* begin Data supplied *
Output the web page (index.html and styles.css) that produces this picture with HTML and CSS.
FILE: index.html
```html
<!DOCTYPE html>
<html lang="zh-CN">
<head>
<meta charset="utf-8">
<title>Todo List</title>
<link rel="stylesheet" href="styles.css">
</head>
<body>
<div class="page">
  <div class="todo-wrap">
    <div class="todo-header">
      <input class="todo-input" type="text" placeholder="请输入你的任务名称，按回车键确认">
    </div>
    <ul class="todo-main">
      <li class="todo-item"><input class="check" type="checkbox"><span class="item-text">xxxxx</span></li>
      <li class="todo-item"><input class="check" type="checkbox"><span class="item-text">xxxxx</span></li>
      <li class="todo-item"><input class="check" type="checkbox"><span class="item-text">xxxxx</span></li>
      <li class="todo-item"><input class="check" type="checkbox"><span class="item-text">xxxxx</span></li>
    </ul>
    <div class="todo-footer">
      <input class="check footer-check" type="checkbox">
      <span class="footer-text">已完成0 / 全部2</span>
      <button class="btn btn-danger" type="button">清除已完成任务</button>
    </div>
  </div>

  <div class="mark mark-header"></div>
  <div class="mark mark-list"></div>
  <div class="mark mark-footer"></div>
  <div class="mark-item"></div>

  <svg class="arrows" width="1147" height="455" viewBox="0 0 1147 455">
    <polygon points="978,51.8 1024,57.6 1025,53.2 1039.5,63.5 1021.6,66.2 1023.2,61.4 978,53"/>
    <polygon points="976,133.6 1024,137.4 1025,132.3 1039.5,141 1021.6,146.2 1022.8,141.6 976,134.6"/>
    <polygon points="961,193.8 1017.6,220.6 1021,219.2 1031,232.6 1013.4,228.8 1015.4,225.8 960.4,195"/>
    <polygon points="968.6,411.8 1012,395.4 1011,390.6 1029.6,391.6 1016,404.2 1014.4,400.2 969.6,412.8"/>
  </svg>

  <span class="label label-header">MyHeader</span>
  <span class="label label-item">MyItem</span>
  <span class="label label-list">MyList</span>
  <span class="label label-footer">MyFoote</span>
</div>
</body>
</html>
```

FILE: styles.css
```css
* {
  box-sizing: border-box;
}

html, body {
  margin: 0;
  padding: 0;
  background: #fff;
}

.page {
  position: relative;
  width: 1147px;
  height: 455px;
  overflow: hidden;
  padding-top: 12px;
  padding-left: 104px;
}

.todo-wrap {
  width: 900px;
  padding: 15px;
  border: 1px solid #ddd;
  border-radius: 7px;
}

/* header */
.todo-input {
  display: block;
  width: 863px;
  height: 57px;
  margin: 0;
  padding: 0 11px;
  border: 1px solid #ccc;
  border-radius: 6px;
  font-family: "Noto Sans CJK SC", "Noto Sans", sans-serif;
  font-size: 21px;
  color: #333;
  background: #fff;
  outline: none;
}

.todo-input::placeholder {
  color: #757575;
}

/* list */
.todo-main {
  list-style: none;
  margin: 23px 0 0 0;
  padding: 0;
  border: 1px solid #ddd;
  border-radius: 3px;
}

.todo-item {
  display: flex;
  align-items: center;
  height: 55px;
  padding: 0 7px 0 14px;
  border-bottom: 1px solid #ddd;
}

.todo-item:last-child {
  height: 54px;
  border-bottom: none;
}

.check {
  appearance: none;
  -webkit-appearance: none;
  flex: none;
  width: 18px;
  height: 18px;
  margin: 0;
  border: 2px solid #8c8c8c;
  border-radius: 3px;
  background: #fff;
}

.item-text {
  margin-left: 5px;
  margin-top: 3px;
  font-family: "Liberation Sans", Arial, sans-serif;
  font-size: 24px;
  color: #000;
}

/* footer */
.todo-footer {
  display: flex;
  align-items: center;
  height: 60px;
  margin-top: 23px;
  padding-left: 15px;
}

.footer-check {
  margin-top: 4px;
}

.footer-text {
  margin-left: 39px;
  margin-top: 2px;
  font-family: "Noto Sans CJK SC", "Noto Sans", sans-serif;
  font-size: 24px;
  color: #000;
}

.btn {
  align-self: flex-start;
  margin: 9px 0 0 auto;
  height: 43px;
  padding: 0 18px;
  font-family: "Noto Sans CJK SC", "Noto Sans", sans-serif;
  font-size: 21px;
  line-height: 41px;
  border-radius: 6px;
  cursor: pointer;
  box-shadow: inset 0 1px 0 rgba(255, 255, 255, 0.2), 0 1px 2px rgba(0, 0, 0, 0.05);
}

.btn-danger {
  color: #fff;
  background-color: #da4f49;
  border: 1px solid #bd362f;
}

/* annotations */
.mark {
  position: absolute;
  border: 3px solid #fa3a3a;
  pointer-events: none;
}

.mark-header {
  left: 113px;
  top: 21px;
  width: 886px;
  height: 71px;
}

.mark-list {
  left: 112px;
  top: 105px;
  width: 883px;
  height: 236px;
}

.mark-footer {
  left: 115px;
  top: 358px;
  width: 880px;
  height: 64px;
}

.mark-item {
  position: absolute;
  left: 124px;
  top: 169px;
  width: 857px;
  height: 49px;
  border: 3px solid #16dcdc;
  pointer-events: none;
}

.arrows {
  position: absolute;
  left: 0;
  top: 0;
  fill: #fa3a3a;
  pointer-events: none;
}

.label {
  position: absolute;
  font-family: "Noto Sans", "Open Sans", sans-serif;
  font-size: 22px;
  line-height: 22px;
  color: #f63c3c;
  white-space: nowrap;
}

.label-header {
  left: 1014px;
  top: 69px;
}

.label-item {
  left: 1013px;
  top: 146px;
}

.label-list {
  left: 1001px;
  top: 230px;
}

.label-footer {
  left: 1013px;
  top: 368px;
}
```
* end Data supplied *
* begin Data supplied *
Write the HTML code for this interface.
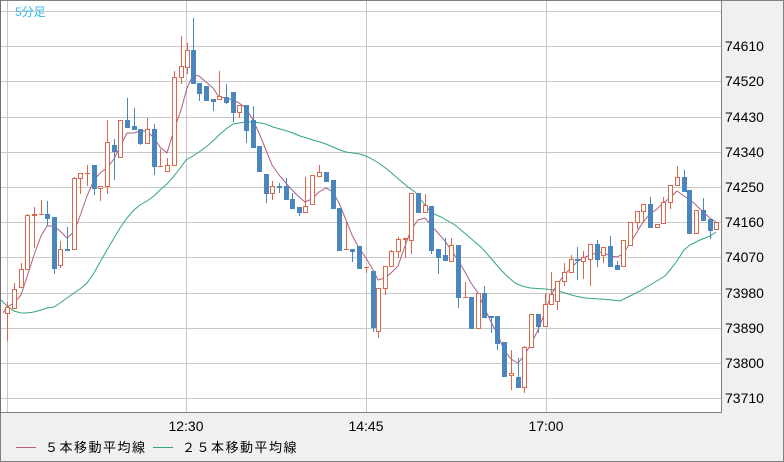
* end Data supplied *
* begin Data supplied *
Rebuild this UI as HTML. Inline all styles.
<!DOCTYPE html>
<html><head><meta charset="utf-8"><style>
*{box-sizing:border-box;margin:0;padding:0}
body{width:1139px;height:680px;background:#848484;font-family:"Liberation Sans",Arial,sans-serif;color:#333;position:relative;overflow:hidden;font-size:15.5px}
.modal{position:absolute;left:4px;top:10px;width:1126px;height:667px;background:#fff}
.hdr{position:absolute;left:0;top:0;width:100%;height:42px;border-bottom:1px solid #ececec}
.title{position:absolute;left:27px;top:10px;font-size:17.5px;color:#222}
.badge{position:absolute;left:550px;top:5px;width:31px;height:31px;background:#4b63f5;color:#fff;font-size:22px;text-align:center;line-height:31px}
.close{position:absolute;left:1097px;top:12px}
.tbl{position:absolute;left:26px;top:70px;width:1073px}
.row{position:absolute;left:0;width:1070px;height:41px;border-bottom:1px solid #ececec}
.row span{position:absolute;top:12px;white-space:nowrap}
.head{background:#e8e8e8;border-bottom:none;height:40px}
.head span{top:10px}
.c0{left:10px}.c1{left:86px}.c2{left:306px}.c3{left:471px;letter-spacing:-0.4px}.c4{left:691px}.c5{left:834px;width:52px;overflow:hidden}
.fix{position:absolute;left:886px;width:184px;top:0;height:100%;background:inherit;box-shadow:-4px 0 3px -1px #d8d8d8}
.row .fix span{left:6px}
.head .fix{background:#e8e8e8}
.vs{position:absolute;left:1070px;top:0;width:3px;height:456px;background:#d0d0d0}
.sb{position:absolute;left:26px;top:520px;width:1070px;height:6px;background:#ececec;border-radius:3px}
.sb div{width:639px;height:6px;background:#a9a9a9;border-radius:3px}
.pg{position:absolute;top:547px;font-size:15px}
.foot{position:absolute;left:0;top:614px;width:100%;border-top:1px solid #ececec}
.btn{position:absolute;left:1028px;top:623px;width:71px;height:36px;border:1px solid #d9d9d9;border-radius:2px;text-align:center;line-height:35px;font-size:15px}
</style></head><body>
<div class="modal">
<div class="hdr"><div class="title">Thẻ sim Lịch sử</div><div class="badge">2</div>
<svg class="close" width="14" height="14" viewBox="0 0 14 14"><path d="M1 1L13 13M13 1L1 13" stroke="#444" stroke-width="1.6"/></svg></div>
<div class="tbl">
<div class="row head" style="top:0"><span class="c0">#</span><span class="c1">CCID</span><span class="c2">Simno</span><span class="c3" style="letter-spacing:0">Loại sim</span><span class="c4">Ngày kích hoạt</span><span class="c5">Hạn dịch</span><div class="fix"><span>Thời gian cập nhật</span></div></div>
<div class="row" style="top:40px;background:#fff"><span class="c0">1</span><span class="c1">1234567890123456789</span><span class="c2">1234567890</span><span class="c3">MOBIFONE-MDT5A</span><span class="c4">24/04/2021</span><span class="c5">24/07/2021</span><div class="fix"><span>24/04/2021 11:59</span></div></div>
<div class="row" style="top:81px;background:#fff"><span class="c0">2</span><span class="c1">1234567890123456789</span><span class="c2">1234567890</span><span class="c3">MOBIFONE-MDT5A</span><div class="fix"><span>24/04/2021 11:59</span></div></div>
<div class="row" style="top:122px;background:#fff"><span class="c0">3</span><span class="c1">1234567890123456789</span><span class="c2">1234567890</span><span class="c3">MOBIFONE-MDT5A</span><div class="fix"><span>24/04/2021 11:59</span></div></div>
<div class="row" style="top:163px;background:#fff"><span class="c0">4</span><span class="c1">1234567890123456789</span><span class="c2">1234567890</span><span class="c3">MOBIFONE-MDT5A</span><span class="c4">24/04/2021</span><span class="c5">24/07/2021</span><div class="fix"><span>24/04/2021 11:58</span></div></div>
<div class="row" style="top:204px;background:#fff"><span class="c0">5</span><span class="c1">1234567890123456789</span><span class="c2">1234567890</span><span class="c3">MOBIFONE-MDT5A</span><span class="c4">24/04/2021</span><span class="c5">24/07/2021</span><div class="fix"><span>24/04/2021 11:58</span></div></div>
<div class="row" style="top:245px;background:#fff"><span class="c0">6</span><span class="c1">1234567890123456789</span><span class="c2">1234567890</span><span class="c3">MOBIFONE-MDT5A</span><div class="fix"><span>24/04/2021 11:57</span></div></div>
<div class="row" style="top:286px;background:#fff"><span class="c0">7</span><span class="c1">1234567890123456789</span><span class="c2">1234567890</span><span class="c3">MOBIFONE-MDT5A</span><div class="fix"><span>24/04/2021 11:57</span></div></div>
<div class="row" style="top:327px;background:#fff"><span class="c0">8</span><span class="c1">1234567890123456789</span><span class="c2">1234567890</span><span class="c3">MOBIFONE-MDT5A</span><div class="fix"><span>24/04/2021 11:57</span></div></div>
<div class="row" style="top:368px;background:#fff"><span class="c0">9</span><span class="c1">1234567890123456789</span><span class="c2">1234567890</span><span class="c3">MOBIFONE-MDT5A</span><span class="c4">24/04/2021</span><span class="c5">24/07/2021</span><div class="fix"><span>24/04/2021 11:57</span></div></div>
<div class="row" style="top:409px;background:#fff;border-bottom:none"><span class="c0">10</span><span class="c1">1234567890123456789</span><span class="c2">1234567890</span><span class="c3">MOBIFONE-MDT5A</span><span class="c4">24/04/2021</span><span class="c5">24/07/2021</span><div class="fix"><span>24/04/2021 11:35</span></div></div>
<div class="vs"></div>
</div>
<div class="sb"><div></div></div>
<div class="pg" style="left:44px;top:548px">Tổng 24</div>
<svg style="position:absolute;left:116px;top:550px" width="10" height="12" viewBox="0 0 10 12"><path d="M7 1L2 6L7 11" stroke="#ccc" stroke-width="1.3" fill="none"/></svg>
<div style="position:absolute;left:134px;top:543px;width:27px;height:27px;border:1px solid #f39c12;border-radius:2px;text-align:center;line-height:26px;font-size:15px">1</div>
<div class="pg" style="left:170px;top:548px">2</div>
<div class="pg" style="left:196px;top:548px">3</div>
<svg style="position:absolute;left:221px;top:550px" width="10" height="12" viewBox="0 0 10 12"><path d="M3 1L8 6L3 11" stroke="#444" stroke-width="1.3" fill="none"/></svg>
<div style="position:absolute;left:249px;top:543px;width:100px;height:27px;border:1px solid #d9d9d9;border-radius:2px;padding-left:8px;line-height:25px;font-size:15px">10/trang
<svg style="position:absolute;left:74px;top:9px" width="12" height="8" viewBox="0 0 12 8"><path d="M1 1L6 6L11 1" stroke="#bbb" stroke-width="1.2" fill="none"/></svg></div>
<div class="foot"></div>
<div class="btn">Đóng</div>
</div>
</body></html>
* end Data supplied *
_Prompt:_
From the entries above, collect every line with the string "styles" in it.

_Exercise solution:_
Output the web page (index.html and styles.css) that produces this picture with HTML and CSS.
<link rel="stylesheet" href="styles.css">
FILE: styles.css
Rebuild this UI as HTML. Inline all styles.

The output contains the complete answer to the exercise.